◆ TASK DETAILS ◆
Retype exactly the lines from the first one through the line with "import React from", including both ends; skip any pictures.

◆ DATA EXCERPT ◆
━━━━
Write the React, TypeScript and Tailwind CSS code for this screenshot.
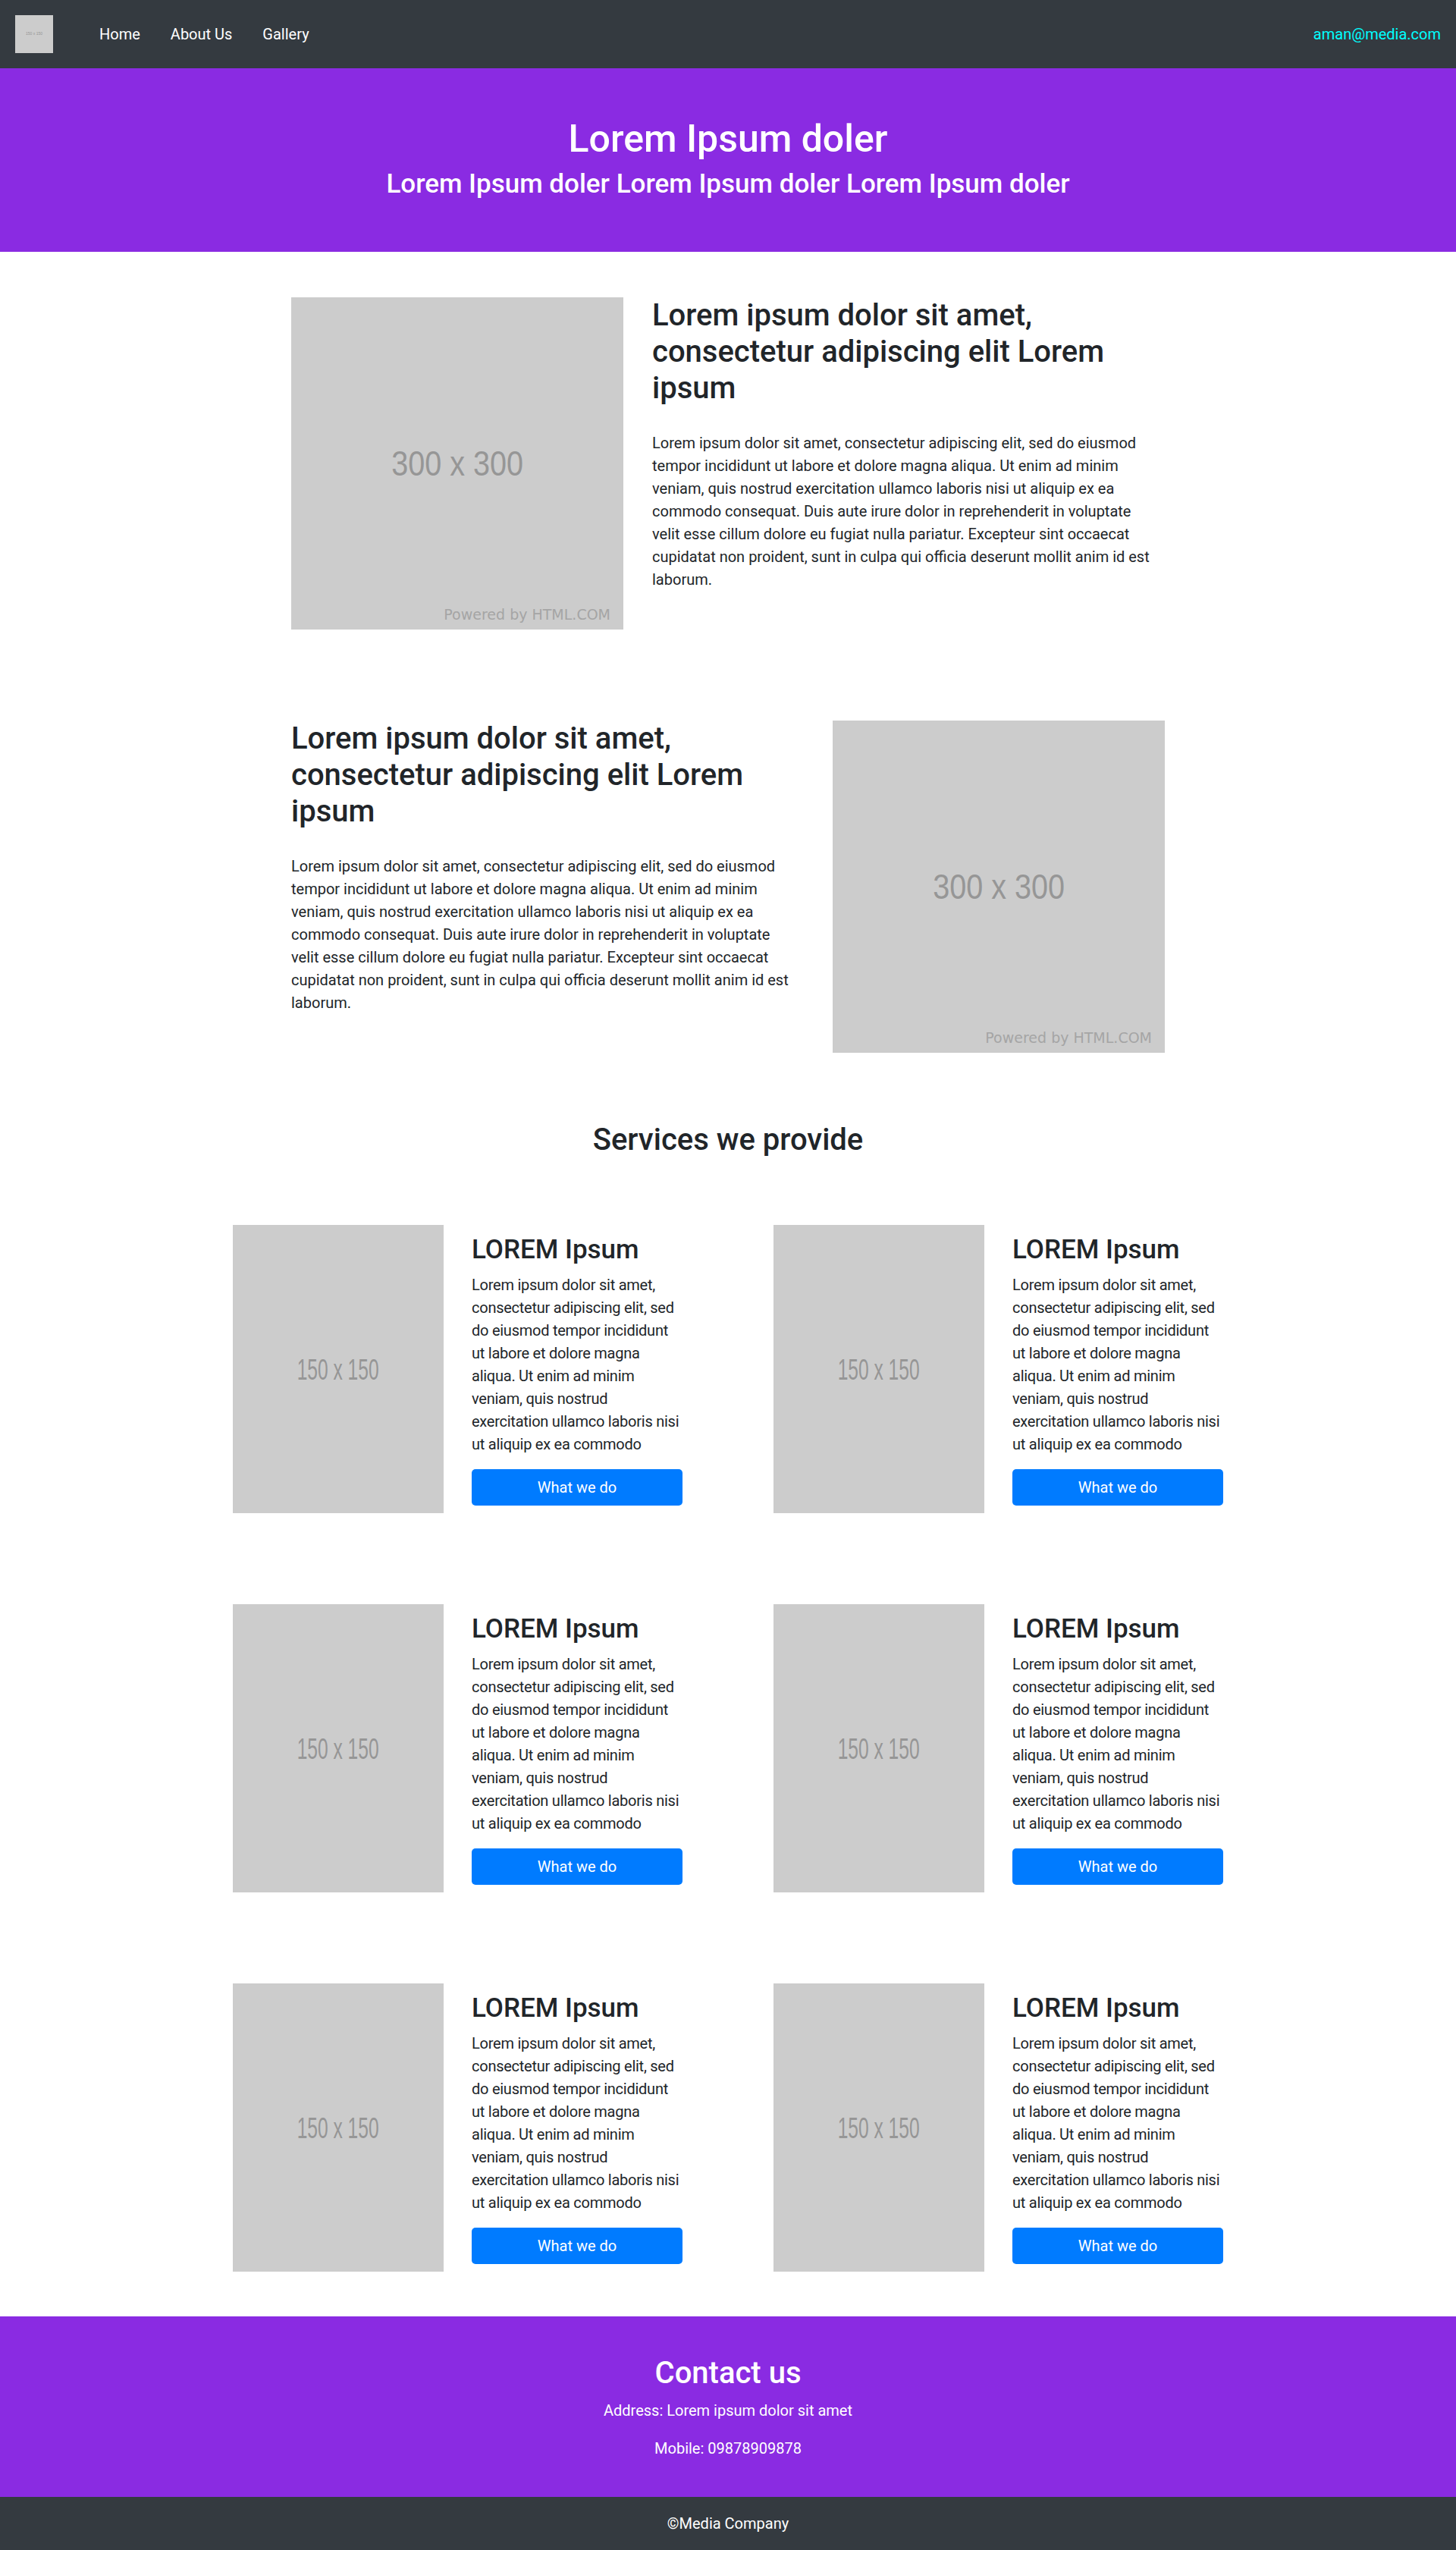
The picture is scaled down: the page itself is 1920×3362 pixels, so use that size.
import React from "react";

const LONG =
  "Lorem ipsum dolor sit amet, consectetur adipiscing elit, sed do eiusmod tempor incididunt ut labore et dolore magna aliqua. Ut enim ad minim veniam, quis nostrud exercitation ullamco laboris nisi ut aliquip ex ea commodo consequat. Duis aute irure dolor in reprehenderit in voluptate velit esse cillum dolore eu fugiat nulla pariatur. Excepteur sint occaecat cupidatat non proident, sunt in culpa qui officia deserunt mollit anim id est laborum.";

const SHORT =
  "Lorem ipsum dolor sit amet, consectetur adipiscing elit, sed do eiusmod tempor incididunt ut labore et dolore magna aliqua. Ut enim ad minim veniam, quis nostrud exercitation ullamco laboris nisi ut aliquip ex ea commodo";

function BigPlaceholder() {
  return (
    <div className="relative w-[438px] h-[438px] shrink-0 bg-[#cccccc] flex items-center justify-center">
      <span className="font-['Liberation_Sans',Arial,sans-serif] text-[46px] leading-none text-[#969696] scale-x-[0.86]">
        300 x 300
      </span>
      <span className="absolute right-[17px] bottom-[10px] font-['DejaVu_Sans',sans-serif] text-[19px] leading-none text-[#a5a5a5]">
        Powered by HTML.COM
      </span>
    </div>
  );
}

function SmallPlaceholder() {
  return (
    <div className="w-[278px] h-[380px] shrink-0 bg-[#cccccc] flex items-center justify-center">
      <span className="font-['Liberation_Sans',Arial,sans-serif] text-[39px] leading-none text-[#969696] scale-x-[0.63]">
        150 x 150
      </span>
    </div>
  );
}

function TextBlock() {
  return (
    <div className="w-[676px] shrink-0">
      <h2 className="text-[40px] leading-[48px] font-medium text-[#212529] mb-[33px]">
        Lorem ipsum dolor sit amet, consectetur adipiscing elit Lorem ipsum
      </h2>
      <p className="w-[665px] text-[20px] leading-[30px] text-[#212529]">{LONG}</p>
    </div>
  );
}

function Card() {
  return (
    <div className="w-[593px] flex gap-[37px]">
      <SmallPlaceholder />
      <div className="w-[278px] shrink-0 pt-[12px]">
        <h3 className="text-[35px] leading-[42px] font-medium text-[#212529] mb-[10px]">
          LOREM Ipsum
        </h3>
        <p className="text-[20px] leading-[30px] text-[#212529] tracking-[-0.25px]">{SHORT}</p>
        <button className="mt-[18px] w-full h-[48px] rounded-[5px] bg-[#007bff] text-white text-[20px] leading-[30px]">
          What we do
        </button>
      </div>
    </div>
  );
}

export default function App() {
  return (
    <div className="font-['Roboto','Noto_Sans',sans-serif] bg-white w-[1920px]">
      <nav className="h-[90px] bg-[#343a40] flex items-center px-[20px]">
        <div className="w-[50px] h-[50px] bg-[#cccccc] flex items-center justify-center">
          <span className="text-[5px] text-[#969696] font-['Liberation_Sans',sans-serif]">150 x 150</span>
        </div>
        <ul className="flex ml-[41px] text-[20px] leading-[30px] text-white">
          <li className="px-[20px]">Home</li>
          <li className="px-[20px]">About Us</li>
          <li className="px-[20px]">Gallery</li>
        </ul>
        <div className="ml-auto text-[20px] leading-[30px] text-[#00ffff]">aman@media.com</div>
      </nav>

      <header className="h-[242px] bg-[#8a2be2] text-white text-center pt-[63px]">
        <h1 className="text-[50px] leading-[60px] font-medium mb-[9px]">Lorem Ipsum doler</h1>
        <h3 className="text-[35px] leading-[42px] font-medium">
          Lorem Ipsum doler Lorem Ipsum doler Lorem Ipsum doler
        </h3>
      </header>

      <main className="w-[1152px] mx-auto pt-[60px]">
        <section className="flex gap-[38px]">
          <BigPlaceholder />
          <TextBlock />
        </section>
        <section className="flex gap-[38px] mt-[120px]">
          <TextBlock />
          <BigPlaceholder />
        </section>
      </main>

      <h2 className="mt-[91px] text-center text-[40px] leading-[48px] font-medium text-[#212529]">
        Services we provide
      </h2>

      <div className="mt-[88px] flex flex-col gap-[120px]">
        {[0, 1, 2].map((r) => (
          <div key={r} className="flex justify-center gap-[120px]">
            <Card />
            <Card />
          </div>
        ))}
      </div>

      <section className="mt-[59px] h-[238px] bg-[#8a2be2] text-white text-center pt-[51px]">
        <h2 className="text-[40px] leading-[48px] font-medium mb-[10px]">Contact us</h2>
        <p className="text-[20px] leading-[30px] mb-[20px]">Address: Lorem ipsum dolor sit amet</p>
        <p className="text-[20px] leading-[30px]">Mobile: 09878909878</p>
      </section>

      <footer className="h-[70px] bg-[#343a40] text-white flex items-center justify-center text-[20px] leading-[30px]">
        ©Media Company
      </footer>
    </div>
  );
}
━━━━
◆ TASK SOLUTION ◆
Write the React, TypeScript and Tailwind CSS code for this screenshot.
The picture is scaled down: the page itself is 1920×3362 pixels, so use that size.
import React from "react";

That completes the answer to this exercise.